十兵衛は酒好きで、酔うと言動が荒くなるタイプだったようです。家光からの蟄居命令もこの酒グセの悪さが原因ではないかといわれており、再出仕の際に沢庵からも忠告されています。しかし、彼の酒好きはおさまらなかったようで、朝から寺に酒を持参し僧たちに振る舞うなどの行動が『沢庵和尚書簡集』に記されています。

柳生十兵衛と宮本武蔵

十兵衛と近い時期に活躍した剣豪に宮本武蔵がいます。もし戦ったらどちらが強いのか……そんなふうに思う人も多いのではないでしょうか。史料には二人の接点はありませんが、十兵衛の父・宗矩と武蔵については、武蔵が将軍家指南役として招かれそうになったところを宗矩が妨害したといった逸話が残されています。

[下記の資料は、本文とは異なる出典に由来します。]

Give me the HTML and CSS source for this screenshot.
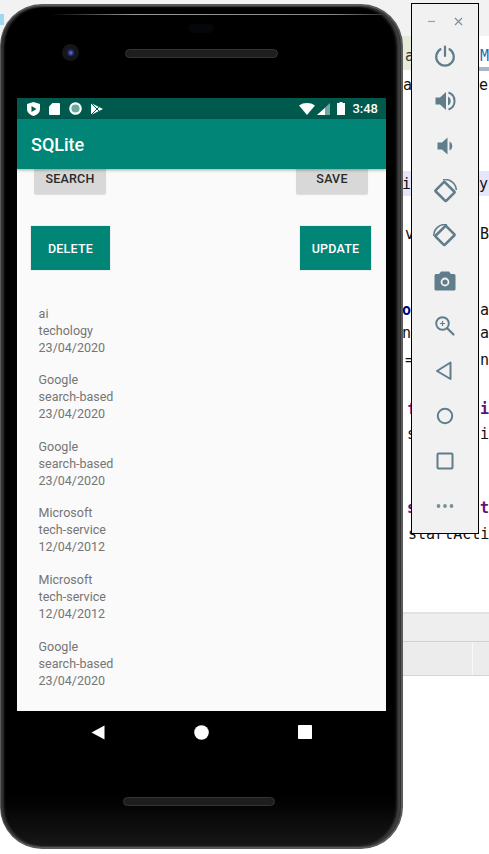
FILE: index.html
```html
<!DOCTYPE html>
<html lang="en">
  <head>
    <meta charset="UTF-8" />
    <title>SQLite</title>
    <link rel="stylesheet" href="styles.css">
  </head>
  <body>
    <!-- IDE behind the emulator -->
    <div class="ide">
      <div class="ide-top"></div>
      <div class="ide-sliver"></div>
      <div class="ide-tab"></div>
      <div class="ide-tab-line"></div>
      <div class="ide-hl"></div>
      <span class="code tab-l" style="top:47px;left:405px">av</span>
      <span class="code tab-m" style="top:47px;left:480px">M</span>
      <span class="code" style="top:76px;left:403px">ay</span>
      <span class="code" style="top:76px;left:479px">e</span>
      <span class="code" style="top:175px;left:402px">ir</span>
      <span class="code" style="top:175px;left:479px">y</span>
      <span class="code" style="top:225px;left:405px">v</span>
      <span class="code" style="top:225px;left:480px">B</span>
      <span class="code kw-blue" style="top:301px;left:402px">o:</span>
      <span class="code" style="top:301px;left:480px">a</span>
      <span class="code" style="top:324px;left:402px">nC</span>
      <span class="code" style="top:324px;left:480px">a</span>
      <span class="code" style="top:351px;left:405px">=</span>
      <span class="code" style="top:351px;left:480px">n</span>
      <span class="code kw" style="top:400px;left:407px">f</span>
      <span class="code kw" style="top:400px;left:480px">i</span>
      <span class="code" style="top:425px;left:407px">s</span>
      <span class="code" style="top:425px;left:480px">i</span>
      <span class="code kw" style="top:499px;left:407px">s</span>
      <span class="code kw" style="top:499px;left:480px">t</span>
      <span class="code" style="top:525px;left:408px">startActi</span>
      <div class="ide-bottom">
        <div class="ide-row"></div>
        <div class="ide-row ide-row-2"></div>
      </div>
    </div>

    <div class="phone">
      <div class="side-btn btn-a"></div>
      <div class="side-btn btn-b"></div>
      <div class="glare"></div>
      <div class="bezel-top">
        <div class="sensor"></div>
        <div class="camera"><div class="lens"></div></div>
        <div class="speaker"></div>
      </div>

      <div class="screen">
        <div class="status-bar">
          <div class="status-left">
            <svg width="13" height="14" viewBox="0 0 13 14"><path fill="#fff" d="M6.5 0 L13 2 V7 C13 10.5 10 13 6.5 14 C3 13 0 10.5 0 7 V2 Z"/><path fill="#00594d" d="M4.5 4 L9.5 7 L4.5 10 Z"/></svg>
            <svg width="11" height="12" viewBox="0 0 11 12"><path fill="#fff" d="M3.5 0 H10 A1 1 0 0 1 11 1 V11 A1 1 0 0 1 10 12 H1 A1 1 0 0 1 0 11 V3.5 Z"/></svg>
            <svg width="13" height="13" viewBox="0 0 13 13"><circle cx="6.5" cy="6.5" r="5.2" fill="#6fa89e" stroke="#fff" stroke-width="2.2"/></svg>
            <svg width="12" height="12" viewBox="0 0 12 12"><path fill="#fff" d="M0 0 L12 6 L0 12 Z"/><path fill="none" stroke="#00594d" stroke-width="1" d="M0 0 L6 6 L0 12 M6 6 L9 3 M6 6 L9 9"/></svg>
          </div>
          <div class="status-right">
            <svg width="16" height="12" viewBox="0 0 16 12"><path fill="#fff" d="M0 2.5 C4.5 -0.8 11.5 -0.8 16 2.5 L8 12 Z"/></svg>
            <svg class="sig" width="13" height="12" viewBox="0 0 13 12"><path fill="#6fa89e" d="M13 0 V12 H0 Z"/><path fill="#fff" d="M8 5 V12 H0 L8 5 Z"/></svg>
            <svg class="bat" width="8" height="13" viewBox="0 0 8 13"><path fill="#fff" d="M2.5 0 H5.5 V1 H8 V13 H0 V1 H2.5 Z"/></svg>
            <span class="clock">3:48</span>
          </div>
        </div>
        <div class="app-bar">SQLite</div>

        <div class="content">
          <div class="row row-grey">
            <button class="btn btn-grey btn-search">SEARCH</button>
            <button class="btn btn-grey btn-save">SAVE</button>
          </div>
          <div class="row row-green">
            <button class="btn btn-green btn-delete">DELETE</button>
            <button class="btn btn-green btn-update">UPDATE</button>
          </div>

          <ul class="list">
            <li>ai<br>techology<br>23/04/2020</li>
            <li>Google<br>search-based<br>23/04/2020</li>
            <li>Google<br>search-based<br>23/04/2020</li>
            <li>Microsoft<br>tech-service<br>12/04/2012</li>
            <li>Microsoft<br>tech-service<br>12/04/2012</li>
            <li>Google<br>search-based<br>23/04/2020</li>
          </ul>
        </div>
      </div>

      <div class="nav-bar">
        <svg width="14" height="15" viewBox="0 0 14 15"><path fill="#fff" d="M13.5 0.5 V14.5 L0.5 7.5 Z"/></svg>
        <svg width="15" height="15" viewBox="0 0 15 15"><circle cx="7.5" cy="7.5" r="7.3" fill="#fff"/></svg>
        <svg width="14" height="14" viewBox="0 0 14 14"><rect width="14" height="14" rx="0.8" fill="#fff"/></svg>
      </div>
      <div class="speaker speaker-bottom"></div>
    </div>

    <div class="panel">
      <div class="panel-head">
        <svg width="9" height="9" viewBox="0 0 9 9"><path stroke="#90a4ae" stroke-width="1.2" d="M1 4.5 H8"/></svg>
        <svg width="9" height="9" viewBox="0 0 9 9"><path stroke="#78909c" stroke-width="1.2" d="M1 1 L8 8 M8 1 L1 8"/></svg>
      </div>
      <div class="panel-icons">
        <!-- power -->
        <svg viewBox="0 0 24 24"><path fill="none" stroke="#607d8b" stroke-width="2.2" stroke-linecap="round" d="M12 2.5 V12 M7.5 5.2 A8.8 8.8 0 1 0 16.5 5.2"/></svg>
        <!-- volume up -->
        <svg viewBox="0 0 24 24"><path fill="#607d8b" d="M2.5 8.5 H7 L13 3 V21 L7 15.5 H2.5 Z"/><path fill="#607d8b" d="M15 7.5 A5 5 0 0 1 15 16.5 Z"/><path fill="none" stroke="#607d8b" stroke-width="2" d="M15.5 3.5 A9 9 0 0 1 15.5 20.5"/></svg>
        <!-- volume down -->
        <svg viewBox="0 0 24 24"><path fill="#607d8b" d="M4.5 8.5 H9 L14.5 3.5 V20.5 L9 15.5 H4.5 Z"/><path fill="#607d8b" d="M16.5 7.5 A5 5 0 0 1 16.5 16.5 Z"/></svg>
        <!-- rotate left -->
        <svg viewBox="0 0 24 24"><rect x="5.5" y="5" width="13" height="15" rx="1" transform="rotate(-45 12 12.5)" fill="none" stroke="#607d8b" stroke-width="2.6"/><path fill="none" stroke="#607d8b" stroke-width="1.6" d="M10 0.8 A11 11 0 0 1 23.3 11"/></svg>
        <!-- rotate right -->
        <svg viewBox="0 0 24 24"><rect x="5.5" y="4" width="13" height="15" rx="1" transform="rotate(45 12 11.5)" fill="none" stroke="#607d8b" stroke-width="2.6"/><path fill="none" stroke="#607d8b" stroke-width="1.6" d="M0.8 12 A11 11 0 0 1 14 0.8"/></svg>
        <!-- camera -->
        <svg viewBox="0 0 24 24"><path fill="#607d8b" d="M8 2.5 H16 L18 5 H21 A1.5 1.5 0 0 1 22.5 6.5 V20 A1.5 1.5 0 0 1 21 21.5 H3 A1.5 1.5 0 0 1 1.5 20 V6.5 A1.5 1.5 0 0 1 3 5 H6 Z"/><circle cx="12" cy="13" r="4.4" fill="#f1f1f1"/><circle cx="12" cy="13" r="2.6" fill="#607d8b"/></svg>
        <!-- zoom -->
        <svg viewBox="0 0 24 24"><circle cx="9.5" cy="9.5" r="6.3" fill="none" stroke="#607d8b" stroke-width="1.9"/><path fill="none" stroke="#607d8b" stroke-width="1.2" d="M9.5 7 V12 M7 9.5 H12"/><path stroke="#607d8b" stroke-width="2.2" stroke-linecap="round" d="M14.5 14.5 L20.5 20.5"/></svg>
        <!-- back -->
        <svg viewBox="0 0 24 24"><path fill="none" stroke="#607d8b" stroke-width="2" stroke-linejoin="round" d="M17.5 3.5 V20 L4 12 Z"/></svg>
        <!-- home -->
        <svg viewBox="0 0 24 24"><circle cx="12" cy="12" r="7.2" fill="none" stroke="#607d8b" stroke-width="2"/></svg>
        <!-- overview -->
        <svg viewBox="0 0 24 24"><rect x="4.5" y="4.5" width="15" height="15" rx="1" fill="none" stroke="#607d8b" stroke-width="2"/></svg>
        <!-- more -->
        <svg viewBox="0 0 24 24"><circle cx="5.5" cy="12" r="1.9" fill="#78909c"/><circle cx="12" cy="12" r="1.9" fill="#78909c"/><circle cx="18.5" cy="12" r="1.9" fill="#78909c"/></svg>
      </div>
    </div>
  </body>
</html>
```
FILE: styles.css
```css
* {
  box-sizing: border-box;
}

html,
body {
  margin: 0;
  height: 854px;
  overflow: hidden;
  background: #fff;
}

body {
  position: relative;
  width: 489px;
  font-family: Roboto, sans-serif;
}

/* ide behind */
.ide {
  position: absolute;
  inset: 0;
}

.ide-top {
  height: 36px;
  background: #f2f2f2;
}

.ide-sliver {
  position: absolute;
  left: 0;
  top: 14px;
  width: 4px;
  height: 11px;
  background: #9ed8f2;
}

.ide-tab {
  position: absolute;
  left: 400px;
  top: 36px;
  width: 12px;
  height: 34px;
  background: #e4ecd9;
}

.ide-tab-line {
  position: absolute;
  left: 478px;
  top: 67px;
  width: 11px;
  height: 4px;
  background: #a9b4c4;
}

.ide-hl {
  position: absolute;
  left: 400px;
  top: 171px;
  width: 89px;
  height: 25px;
  background: #e6e6fa;
}

.code {
  position: absolute;
  font-family: "DejaVu Sans Mono", monospace;
  font-size: 15px;
  line-height: 18px;
  color: #111;
  white-space: pre;
}

.tab-l {
  color: #333;
}

.tab-m {
  color: #1b6fb5;
}

.kw {
  color: #660e7a;
  font-weight: bold;
}

.kw-blue {
  color: #000080;
  font-weight: bold;
}

.ide-bottom {
  position: absolute;
  left: 300px;
  right: 0;
  top: 612px;
  border-top: 2px solid #e2e2e2;
}

.ide-row {
  height: 28px;
  background: #eee;
  border-bottom: 1px solid #d0d0d0;
}

.ide-row-2 {
  height: 34px;
  background: linear-gradient(to right, #ececec 172px, #f8f8f8 172px, #f8f8f8 173px, #ececec 173px);
  border-bottom: 1px solid #d4d4d4;
}

/* phone */
.phone {
  position: absolute;
  left: 0;
  top: 4px;
  width: 403px;
  height: 845px;
  padding: 0 17px;
  display: flex;
  flex-direction: column;
  border-radius: 42px;
  border: 2px solid #5a5a5a;
  border-left-width: 1px;
  background: linear-gradient(to bottom, #000 0, #000 790px, #191919 845px);
  box-shadow: inset 0 0 0 1px #333, inset 3px 0 2px #333, inset -4px 0 3px #444;
}

.glare {
  position: absolute;
  left: 50px;
  right: 18px;
  top: 8px;
  height: 1px;
  background: linear-gradient(to right, #000, #9a9a9a 25%, #8a8a8a 85%, #333);
}

.side-btn {
  position: absolute;
  right: -2px;
  width: 2px;
  background: #5c5c5c;
}

.btn-a {
  top: 62px;
  height: 10px;
}

.btn-b {
  top: 520px;
  height: 40px;
}

.bezel-top {
  position: relative;
  height: 92px;
  flex: none;
}

.sensor {
  position: absolute;
  left: 170px;
  top: 18px;
  width: 26px;
  height: 9px;
  border-radius: 5px;
  background: #05060a;
}

.camera {
  position: absolute;
  left: 44px;
  top: 38px;
  width: 17px;
  height: 17px;
  border-radius: 50%;
  background: #14161c;
  display: flex;
  align-items: center;
  justify-content: center;
}

.lens {
  width: 7px;
  height: 7px;
  border-radius: 50%;
  background: radial-gradient(circle at 55% 55%, #6f78d8 0, #24307a 45%, #0b0d22 100%);
}

.speaker {
  position: absolute;
  left: 107px;
  top: 43px;
  width: 153px;
  height: 9px;
  border-radius: 5px;
  background: #1e1e1e;
  border: 1px solid #343434;
}

.speaker-bottom {
  left: 122px;
  top: 791px;
  width: 152px;
}

/* screen */
.screen {
  width: 369px;
  height: 613px;
  flex: none;
  margin-left: -1px;
  display: flex;
  flex-direction: column;
  overflow: hidden;
  background: #fafafa;
}

.status-bar {
  height: 21px;
  flex: none;
  padding: 0 8px 0 10px;
  background: #00594d;
  display: flex;
  align-items: center;
  justify-content: space-between;
}

.status-left {
  display: flex;
  align-items: center;
  gap: 9px;
}

.status-right {
  display: flex;
  align-items: center;
  color: #fff;
  font-size: 13px;
  font-weight: 500;
}

.sig {
  margin-left: 2px;
}

.bat {
  margin-left: 7px;
}

.clock {
  margin-left: 7px;
}

.app-bar {
  position: relative;
  z-index: 1;
  height: 50px;
  flex: none;
  padding: 1px 0 0 14px;
  background: #008577;
  color: #fff;
  font-size: 18px;
  font-weight: 500;
  line-height: 50px;
  box-shadow: 0 1px 3px rgba(0, 0, 0, 0.35);
}

.content {
  flex: 1;
}

.row {
  display: flex;
  justify-content: space-between;
}

.row-grey {
  margin-top: -7px;
  padding: 0 18px 0 17px;
}

.row-green {
  margin-top: 32px;
  padding: 0 15px 0 14px;
}

.btn {
  border: none;
  padding: 1px 0 0;
  font-family: Roboto, sans-serif;
  font-size: 12.5px;
  font-weight: 500;
  letter-spacing: 0.2px;
}

.btn-grey {
  height: 32px;
  border-radius: 2px;
  background: #d7d8d7;
  color: #2a2a2a;
  box-shadow: 0 1px 1px rgba(0, 0, 0, 0.12);
}

.btn-search,
.btn-save {
  width: 72px;
}

.btn-green {
  height: 44px;
  background: #008577;
  color: #fff;
  box-shadow: 0 0 1px rgba(0, 0, 0, 0.3);
}

.btn-delete {
  width: 79px;
}

.btn-update {
  width: 71px;
}

.list {
  list-style: none;
  margin: 0;
  padding: 34.6px 0 0 21.6px;
  color: #757575;
  font-size: 12.5px;
  line-height: 17px;
}

.list li {
  margin-bottom: 15.6px;
}

/* nav keys */
.nav-bar {
  height: 28px;
  margin: 7px 0 0;
  padding: 0 72px 0 73px;
  display: flex;
  align-items: center;
  justify-content: space-between;
  flex: none;
}

/* emulator toolbar */
.panel {
  position: absolute;
  left: 411px;
  top: 3px;
  width: 68px;
  height: 531px;
  background: #f1f1f1;
  border: 1px solid #000;
  display: flex;
  flex-direction: column;
}

.panel-head {
  height: 35px;
  padding: 0 15px;
  display: flex;
  align-items: center;
  justify-content: space-between;
}

.panel-icons {
  display: flex;
  flex-direction: column;
  align-items: center;
  gap: 21px;
  padding-top: 5px;
}

.panel-icons svg {
  width: 24px;
  height: 24px;
  flex: none;
}
```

ただし、宗矩と武蔵についても確かな史料には接点が見られず、創作の可能性が高いようです。

講談でさらなるヒーローに!

剣豪として幕府に仕え、将軍に剣術を指南・披露するなど活躍した十兵衛。後世では彼を主人公とする講談が多く創作されました。それらの作品のなかで活躍を盛られたことで、十兵衛はヒーローとして広く知られるようになったといえるでしょう。酒グセの悪さなど素行に少々問題があった十兵衛ですが、剣術の腕は達人です。その大きなギャップが彼の魅力といえるかもしれませんね。